CD Recensies

PURCELL: ODES FOR QUEEN MARY

Purcell: Odes. ‘Now does the glorious day appear’ Z. 332; Ode for the birthday of queen Mary ‘Love’s goddess sure was blind’ Z. 331; Come, ye sons of art Z. 323. Julia Gooding (s), James Bowman (ct), Howard Crook (t), David Wilson-Johnson (bs), Michael George (bs) met Koor en orkest van de Age of musical enlightenment o.l.v. Gustav Leonhardt. Virgin 759.243-2 (64’58”). 1991

 

Voor elk van de zes verjaardagen tijdens de regering van koningin Mary componeerde Purcell een ode op een gedicht dat speciaal voor die gelegenheid werd geschreven. Het werden in stijl nogal contrasterende werken, waarvan er twee als meesterwerk kunnen gelden.
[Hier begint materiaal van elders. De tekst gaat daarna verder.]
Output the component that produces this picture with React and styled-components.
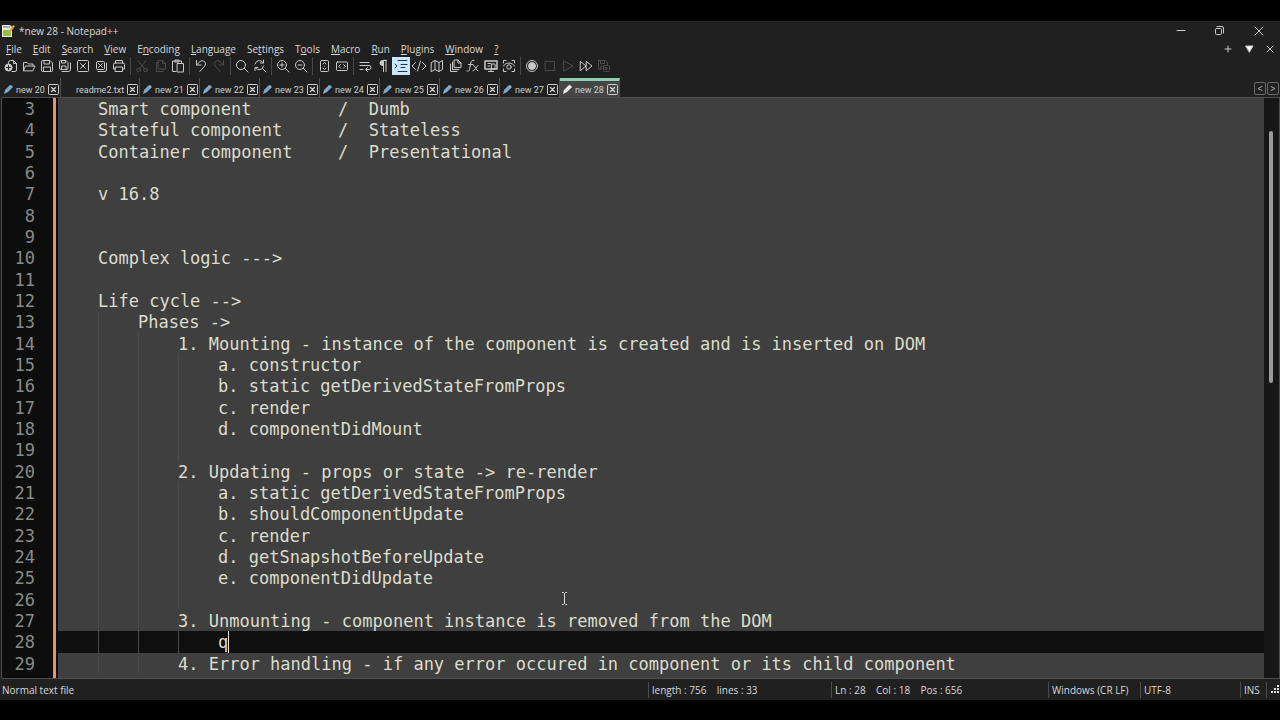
import React from 'react';
import styled, { createGlobalStyle, ThemeProvider, css } from 'styled-components';

const theme = {
    chrome: '#202020',
    text: '#d8d8d8',
    line: '#4d4d4d',
    paper: '#3f3f3f',
    ink: '#dcdccc',
    gutter: '#0d0d0d',
    number: '#8a8a86',
    accent: '#ec9550',
    ui: '"Open Sans", "Noto Sans", sans-serif',
    mono: '"DejaVu Sans Mono", "Liberation Mono", monospace',
}

const GlobalStyle = createGlobalStyle`
    * {
        box-sizing: border-box;
    }
    body {
        margin: 0;
        background: #000;
    }
    button {
        padding: 0;
        border: 0;
        background: none;
        color: inherit;
        font: inherit;
    }
`

const Screen = styled.div`
    display: flex;
    flex-direction: column;
    height: 100vh;
    padding: 21px 0 20px;
    overflow: hidden;
    color: ${p => p.theme.text};
    font-family: ${p => p.theme.ui};
    font-size: 10px;
`

const Window = styled.main`
    flex: 1;
    min-height: 0;
    display: flex;
    flex-direction: column;
    background: ${p => p.theme.chrome};
`

const Bar = styled.header`
    display: flex;
    flex: none;
    align-items: center;
    justify-content: space-between;
    height: ${p => p.h}px;
`

const Title = styled.h1`
    display: flex;
    align-items: center;
    gap: 4px;
    margin: 0;
    padding-left: 1px;
    font-size: 10px;
    font-weight: 400;
    line-height: 16px;
`

const Controls = styled.div`
    display: flex;
    align-items: center;
    gap: ${p => p.gap}px;
    padding-right: ${p => p.end}px;
`

const IconButton = styled.button`
    display: flex;
    align-items: center;
    justify-content: center;
    width: ${p => p.w || 18}px;
    height: 18px;
    color: ${p => p.$dim ? '#4c4c4c' : '#c9c9c9'};
    ${p => p.$active && css`
        background: #cce6ff;
        color: #223344;
    `}
`

const Menu = styled.nav`
    display: flex;
    gap: 11px;
    padding-left: 6px;
`

const MenuItem = styled.button`
    line-height: 14px;
`

const Toolbar = styled.div`
    display: flex;
    flex: none;
    align-items: center;
    height: 20px;
    padding-left: 2px;
`

const Group = styled.div`
    display: flex;
    & + & {
        margin-left: 2px;
        padding-left: 2px;
        border-left: 1px solid #484848;
    }
`

const TabBar = styled.div`
    display: flex;
    flex: none;
    align-items: flex-end;
    justify-content: space-between;
    height: 21px;
    padding-left: 1px;
`

const TabList = styled.div`
    display: flex;
`

const Tab = styled.div`
    display: flex;
    align-items: center;
    width: ${p => p.w}px;
    height: 19px;
    padding: 4px 1px 0 2px;
    border-right: 1px solid ${p => p.theme.line};
    color: #cfcfcf;
    font-family: Roboto, "Liberation Sans", sans-serif;
    ${p => p.$active && css`
        padding-top: 1px;
        border-top: 3px solid #8fd0b4;
        background: #454545;
    `}
`

const TabName = styled.button`
    display: flex;
    flex: 1;
    align-items: center;
    gap: 2px;
    font-size: 9px;
    line-height: 12px;
    white-space: nowrap;
`

const CloseTab = styled.button`
    display: flex;
    flex: none;
`

const Scrollers = styled.div`
    display: flex;
    gap: 1px;
    padding: 0 1px 2px 0;
`

const Scroller = styled.button`
    display: flex;
    align-items: center;
    justify-content: center;
    width: 12px;
    height: 13px;
    border: 1px solid #6a6a6a;
    border-radius: 2px;
    color: #a8a8a8;
`

const Editor = styled.section`
    position: relative;
    display: flex;
    flex: 1;
    min-height: 0;
    margin-left: 1px;
    border: 1px solid ${p => p.theme.line};
    background: ${p => p.theme.paper};
`

const Lines = styled.ol`
    display: grid;
    flex: 1;
    grid-auto-rows: minmax(0, 1fr);
    margin: 0;
    padding: 0 0 4px;
    list-style: none;
    background: linear-gradient(to right,
        ${p => p.theme.gutter} 51px,
        ${p => p.theme.accent} 51px,
        ${p => p.theme.accent} 54px,
        ${p => p.theme.gutter} 54px,
        ${p => p.theme.gutter} 56px,
        transparent 56px);
    font-family: ${p => p.theme.mono};
    font-size: 17px;
`

const Line = styled.li`
    display: flex;
    align-items: stretch;
    line-height: 23px;
    white-space: pre;
    tab-size: 40px;
`

const Num = styled.span`
    flex: none;
    width: 56px;
    padding-right: 23px;
    color: ${p => p.theme.number};
    text-align: right;
`

const Code = styled.code`
    display: flex;
    flex: 1;
    background: ${p => p.$current ? '#101010' : 'transparent'};
    color: ${p => p.theme.ink};
    font: inherit;
`

const Indent = styled.span`
    width: 40px;
    border-left: 1px solid transparent;
    & + & {
        border-color: #4a4a4a;
    }
`

const Caret = styled.span`
    width: 1px;
    background: #e8e8e8;
`

const ScrollTrack = styled.div`
    width: 15px;
    padding: 33px 5px 0;
    background: #171717;
`

const Thumb = styled.div`
    width: 4px;
    height: 46%;
    border-radius: 2px;
    background: #9b9b9b;
`

// mouse pointer, floats over the text
const Pointer = styled.svg`
    position: absolute;
    left: 559px;
    top: 494px;
`

const StatusBar = styled.footer`
    display: flex;
    flex: none;
    align-items: center;
    height: 21px;
    padding-top: 1px;
    line-height: 16px;
    white-space: pre;
`

const Status = styled.span`
    flex: ${p => p.w ? `0 0 ${p.w}px` : 1};
    padding-left: ${p => p.w ? 3 : 2}px;
    border-left: ${p => p.w ? `1px solid ${p.theme.line}` : 0};
`

const Svg = ({ size = 16, children, ...other }) => (
    <svg width={size} height={size} viewBox={`0 0 ${size} ${size}`} fill="none" stroke="currentColor"
        strokeWidth="1" strokeLinecap="round" strokeLinejoin="round" aria-hidden="true" {...other}>
        {children}
    </svg>
)

const ICONS = {
    New: <><path d="M5.5 6V4.5a2 2 0 0 1 2-2h3l3 3V12a1.5 1.5 0 0 1-1.5 1.5H9M10.5 2.5v3h3" /><circle cx="5.5" cy="9.5" r="3.5" fill="currentColor" /><path d="M5.5 7.5v4M3.5 9.5h4" stroke="#202020" /></>,
    Open: <path d="M2.5 12V4.5h3.5l1.500 1.500h4.500v2M2.500 12.500l2-4.500h9.500l-2 4.500z" />,
    Save: <path d="M2.500 3.500a1 1 0 0 1 1-1h7.500l2.500 2.500v7.500a1 1 0 0 1-1 1h-9a1 1 0 0 1-1-1zM5 2.500v3.500h5.500v-3.500M4.500 13.500v-4.500h7v4.500" />,
    SaveAll: <path d="M2.500 3.500a1 1 0 0 1 1-1h5.500l2 2v6a1 1 0 0 1-1 1h-6.500a1 1 0 0 1-1-1zM4.500 2.500v2.500h4v-2.500M4.500 11.500v-3.500h4.500v3.500M13.500 5v6.500a2 2 0 0 1-2 2h-6.500" />,
    Close: <><rect x="2.500" y="2.500" width="11" height="11" rx="1" /><path d="M5.500 5.500l5 5M10.500 5.500l-5 5" /></>,
    CloseAll: <><rect x="3.500" y="3.500" width="8" height="8" rx="1" /><path d="M5.500 5.500l4 4M9.500 5.500l-4 4M13.500 5v7a1.500 1.500 0 0 1-1.500 1.500h-7" /></>,
    Print: <><path d="M4.500 5v-2.500h7v2.500M4.500 11h-2v-4.500a1.500 1.500 0 0 1 1.500-1.500h8a1.500 1.500 0 0 1 1.500 1.500v4.500h-2" /><rect x="4.500" y="9" width="7" height="4.500" /></>,
    Cut: <><path d="M4 2.500l6 8M12 2.500l-6 8" /><circle cx="4.500" cy="12" r="1.800" /><circle cx="11.500" cy="12" r="1.800" /></>,
    Copy: <path d="M6.500 2.500h4l3 3v5.500h-7zM10.500 2.500v3h3M6.500 4.500h-2v9h6.500v-2.500" />,
    Paste: <><path d="M6 13.500h-3.500v-10.500h9v2M5 3v-1h4v2h-4z" /><rect x="7.500" y="5.500" width="6" height="8.500" /></>,
    Undo: <path d="M3.500 2.500v4.500h4.500M3.500 7l3.500-3.500a3.300 3.300 0 0 1 4.800 4.500l-5 5.500" />,
    Redo: <path d="M12.500 2.500v4.500h-4.500M12.500 7l-3.500-3.500a3.300 3.300 0 0 0-4.800 4.500l5 5.500" />,
    Find: <><circle cx="7" cy="7" r="4.500" /><path d="M10.300 10.300l3.700 3.700" /></>,
    Replace: <path d="M3 6a4.500 4.500 0 0 1 8-1.500M11.500 2v3h-3M11.500 8a4.500 4.500 0 0 1-8 2M3 12.500v-3h3M10.500 10.500l3.500 3.500" />,
    ZoomIn: <><circle cx="7" cy="7" r="4.500" /><path d="M10.300 10.300l3.700 3.700M7 5v4M5 7h4" /></>,
    ZoomOut: <><circle cx="7" cy="7" r="4.500" /><path d="M10.300 10.300l3.700 3.700M5 7h4" /></>,
    SyncV: <><rect x="4.500" y="2.500" width="8" height="11" rx="1" /><path d="M7 6l1.500-1.500 1.500 1.500M7 10l1.500 1.500 1.500-1.500M8.500 8h0" /></>,
    SyncH: <><rect x="2.500" y="4" width="11" height="8.500" rx="1" /><path d="M6.500 6.500l-1.800 1.800 1.800 1.800M9.500 6.500l1.800 1.800-1.800 1.800" /></>,
    Wrap: <path d="M3 4.500h9M3 7.500h9a2 2 0 0 1 0 4h-3M10.500 9.500l-2 2 2 2M3 11.500h3" />,
    Pilcrow: <><path d="M11.500 2.500h-4a2.500 2.500 0 0 0 0 5h1v-5z" fill="currentColor" /><path d="M8.500 2.500v11M11 2.500v11" /></>,
    Indent: <path d="M5 2.500h9M8 6.500h6M8 9.500h4M5 13.500h9M2 6l2 2-2 2" />,
    Tags: <path d="M4.500 4.500l-3.500 3.500 3.500 3.500M11.500 4.500l3.500 3.500-3.500 3.500M9.500 3l-3 10" />,
    Map: <path d="M2.500 4.500l3.500-2 4 2 3.500-2v9l-3.500 2-4-2-3.500 2zM6 2.500v9M10 4.500v9" />,
    Docs: <path d="M7.500 2h3.500l3 3v4.500h-6.500zM11 2v3h3M5.500 4v7.500h6.500M3.500 6v7.500h6.500" />,
    Func: <path d="M9 2.500c-2-.8-2.800.5-3.200 2.500l-1.300 6.500c-.3 1.500-1 2.200-2.500 1.500M3.500 6.500h4.500M8.500 7.500c2 0 2.500 5.500 4.500 5.500M13 7.500c-1.500 0-3 5.500-5 5.500" />,
    Monitor: <><rect x="2" y="3" width="12" height="8" strokeWidth="1.500" /><path d="M5 5.500h3M5 8h2M5.500 13.500h5M8 11v2.500" /><rect x="9" y="6" width="3" height="5" /></>,
    Watch: <><path d="M2.500 5v-2.500h2.500M11 2.500h2.500v2.500M13.500 11v2.500h-2.500M5 13.500h-2.500v-2.500M2.500 8c2-4 9-4 11 0" /><circle cx="8" cy="9" r="2.200" /></>,
    Record: <><circle cx="8" cy="8" r="5.500" /><circle cx="8" cy="8" r="3.500" fill="currentColor" /></>,
    Stop: <rect x="3.500" y="3.500" width="9" height="9" />,
    Play: <path d="M4 3l9 5-9 5z" />,
    Forward: <path d="M2.500 3.500l5.500 4.500-5.500 4.500zM8.500 3.500l5.500 4.500-5.500 4.500z" />,
    SaveMacro: <><path d="M2.500 2.500h7l2 2v2M2.500 2.500v8.500h3M4.500 2.500v3h4v-3M5 11v-3h2" /><rect x="7.500" y="7.500" width="6" height="6" rx="1" /><path d="M9.500 9.500l2 1-2 1z" /></>,
}

const TOOLS = [
    ['New', 'Open', 'Save', 'SaveAll', 'Close', 'CloseAll', 'Print'],
    ['Cut', 'Copy', 'Paste'],
    ['Undo', 'Redo'],
    ['Find', 'Replace'],
    ['ZoomIn', 'ZoomOut'],
    ['SyncV', 'SyncH'],
    ['Wrap', 'Pilcrow', 'Indent', 'Tags', 'Map', 'Docs', 'Func', 'Monitor', 'Watch'],
    ['Record', 'Stop', 'Play', 'Forward', 'SaveMacro'],
]
const DIM = ['Cut', 'Copy', 'Redo', 'Stop', 'Play', 'SaveMacro']

// [text, index of the underlined letter]
const MENU = [
    ['File', 0], ['Edit', 0], ['Search', 0], ['View', 0], ['Encoding', 1], ['Language', 0], ['Settings', 2],
    ['Tools', 1], ['Macro', 0], ['Run', 0], ['Plugins', 0], ['Window', 0], ['?', 0],
]

const TABS = ['new 20', 'readme2.txt', 'new 21', 'new 22', 'new 23', 'new 24', 'new 25', 'new 26', 'new 27', 'new 28']

const FIRST_LINE = 3
const CURRENT = 28
// [indent level, text]
const CODE = [
    [1, 'Smart component\t\t\t/  Dumb'],
    [1, 'Stateful component\t\t/  Stateless'],
    [1, 'Container component\t\t/  Presentational'],
    [0, ''],
    [1, 'v 16.8'],
    [0, ''],
    [0, ''],
    [1, 'Complex logic --->'],
    [0, ''],
    [1, 'Life cycle -->'],
    [2, 'Phases ->'],
    [3, '1. Mounting - instance of the component is created and is inserted on DOM'],
    [4, 'a. constructor'],
    [4, 'b. static getDerivedStateFromProps'],
    [4, 'c. render'],
    [4, 'd. componentDidMount'],
    [4, ''],
    [3, '2. Updating - props or state -> re-render'],
    [4, 'a. static getDerivedStateFromProps'],
    [4, 'b. shouldComponentUpdate'],
    [4, 'c. render'],
    [4, 'd. getSnapshotBeforeUpdate'],
    [4, 'e. componentDidUpdate'],
    [4, ''],
    [3, '3. Unmounting - component instance is removed from the DOM'],
    [4, 'q'],
    [3, '4. Error handling - if any error occured in component or its child component'],
]

const Logo = () => (
    <Svg size={14} stroke="none">
        <path d="M1 1h8l2 2v10H1z" fill="#e9ecdf" />
        <path d="M2 6h8v6H2z" fill="#8cc63f" />
        <path d="M2 2h7v2H2z" fill="#a9b0b4" />
        <path d="M12 1l2 1-5 7-2 1 0-2z" fill="#e2a23b" />
    </Svg>
)

const Pencil = ({ color }) => (
    <Svg size={11} stroke="none">
        <path d="M1 10l1-4 5-5q2 0 3 2l-5 5z" fill={color} />
    </Svg>
)

const MenuLabel = ({ text, at }) => (
    <MenuItem>{text.slice(0, at)}<u>{text[at]}</u>{text.slice(at + 1)}</MenuItem>
)

const FileTab = ({ name, active }) => {
    const plain = name === 'readme2.txt'
    return (
        <Tab w={plain ? 79 : 60} $active={active}>
            <TabName>
                <Pencil color={plain ? 'none' : active ? '#f0f0f0' : '#7fa9cc'} />
                {name}
            </TabName>
            <CloseTab aria-label={`Close ${name}`}>
                <Svg size={11}>
                    <rect x="0.5" y="0.5" width="10" height="10" rx="1" />
                    <path d="M3.500 3.500l4 4M7.500 3.500l-4 4" strokeWidth="1.300" />
                </Svg>
            </CloseTab>
        </Tab>
    )
}

export default function App() {
    return (
        <ThemeProvider theme={theme}>
            <GlobalStyle />
            <Screen>
                <Window>
                    <Bar h={20}>
                        <Title><Logo />*new 28 - Notepad++</Title>
                        <Controls gap={21} end={12}>
                            <IconButton aria-label="Minimize"><Svg><path d="M4 7.500h8" /></Svg></IconButton>
                            <IconButton aria-label="Restore"><Svg><rect x="3.500" y="5.500" width="6" height="6" rx="1" /><path d="M5 3.500h5a1.500 1.500 0 0 1 1.500 1.500v5" /></Svg></IconButton>
                            <IconButton aria-label="Close"><Svg><path d="M4 4l8 8M12 4l-8 8" /></Svg></IconButton>
                        </Controls>
                    </Bar>
                    <Bar h={15} as="div">
                        <Menu>
                            {MENU.map(([text, at]) => <MenuLabel key={text} text={text} at={at} />)}
                        </Menu>
                        <Controls gap={3} end={1}>
                            <IconButton aria-label="New tab"><Svg><path d="M5 8h6M8 5v6" /></Svg></IconButton>
                            <IconButton aria-label="Tab list"><Svg><path d="M5 5h7l-3.500 6z" fill="#fff" /></Svg></IconButton>
                            <IconButton aria-label="Close tab"><Svg><path d="M5 5l6 6M11 5l-6 6" /></Svg></IconButton>
                        </Controls>
                    </Bar>
                    <Toolbar>
                        {TOOLS.map(group => (
                            <Group key={group[0]}>
                                {group.map(name => (
                                    <IconButton key={name} aria-label={name} $dim={DIM.includes(name)} $active={name === 'Indent'}>
                                        <Svg>{ICONS[name]}</Svg>
                                    </IconButton>
                                ))}
                            </Group>
                        ))}
                    </Toolbar>
                    <TabBar>
                        <TabList>
                            {TABS.map(name => <FileTab key={name} name={name} active={name === 'new 28'} />)}
                        </TabList>
                        <Scrollers>
                            <Scroller aria-label="Scroll left"><Svg size={8}><path d="M6 1.500l-4 2 4 2" /></Svg></Scroller>
                            <Scroller aria-label="Scroll right"><Svg size={8}><path d="M2 1.500l4 2-4 2" /></Svg></Scroller>
                        </Scrollers>
                    </TabBar>
                    <Editor>
                        <Lines>
                            {CODE.map(([level, text], i) => {
                                const no = FIRST_LINE + i
                                return (
                                    <Line key={no}>
                                        <Num>{no}</Num>
                                        <Code $current={no === CURRENT}>
                                            {Array.from({ length: level }, (_, n) => <Indent key={n} />)}
                                            {text}
                                            {no === CURRENT && <Caret />}
                                        </Code>
                                    </Line>
                                )
                            })}
                        </Lines>
                        <ScrollTrack><Thumb /></ScrollTrack>
                        <Pointer width="7" height="13" viewBox="0 0 7 13" fill="none" stroke="#d8d8d8" aria-hidden="true">
                            <path d="M1 .5h1.500l1 1 1-1h1.500M3.500 1.500v10M1 12.500h1.500l1-1 1 1h1.500" />
                        </Pointer>
                    </Editor>
                    <StatusBar>
                        <Status>Normal text file</Status>
                        <Status w={183}>length : 756    lines : 33</Status>
                        <Status w={217}>Ln : 28    Col : 18    Pos : 656</Status>
                        <Status w={92}>Windows (CR LF)</Status>
                        <Status w={100}>UTF-8</Status>
                        <Status w={26}>INS</Status>
                        <Status w={14}>
                            <Svg size={10} stroke="none" fill="#e0e0e0">
                                <path d="M7 1h2v2H7zM4 4h2v2H4zM7 4h2v2H7zM1 7h2v2H1zM4 7h2v2H4zM7 7h2v2H7z" />
                            </Svg>
                        </Status>
                    </StatusBar>
                </Window>
            </Screen>
        </ThemeProvider>
    )
}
Het gaat om Charles Sedley’s nogal gekunstelde verzen voor ‘Love’s goddess sure was blind’ (1692) dat Purcell inspireerde tot een nogal treurig stuk  dat wordt gedomineerd door de solisten. Hoogtepunt is hier een gedeelte voor solo die is afgeleid van een Schotse ballade (lievelingsmuziek van de koningin) voor sopraan, maar deze ode eindigt met een echt magisch moment in een kwartet voor de solisten die een klacht in canonvorm uiten voor Mary’s onafwendbare dood.

‘Come yes ons of art’ (1694) is een grootsere, feestelijker aangelegenheid met een groot barokorkest, compleet met trompetten en pauken. De verzen, mogelijk van Nahum Tate, zijn wat grof en onmetrisch, maar zoals zo vaak bij Purcell, de muziek is briljant.

Zwakke plekken komen in deze ode niet voor; hij bestaat uit een prachtige reeks contrasterende soli en duetten waarvan het sprankelende ‘Sound the trumpet’ voor 2 alten het hoogtepunt is naast ‘Bid the virtues’ voor sopraansolo met een hobo obbligato.

Dat Leonhardt niet alleen in stijlvolle interpretaties van Duitse en Franse barokmuziek uitblonk, maar ook kan gelden als Purcell specialist van rang wordt hier aangetoond. Hij legde de nadruk op de ceremoniële kanten van deze stukken en doet dat in wat langzame tempi en vooral ook met prachtig orkestspel.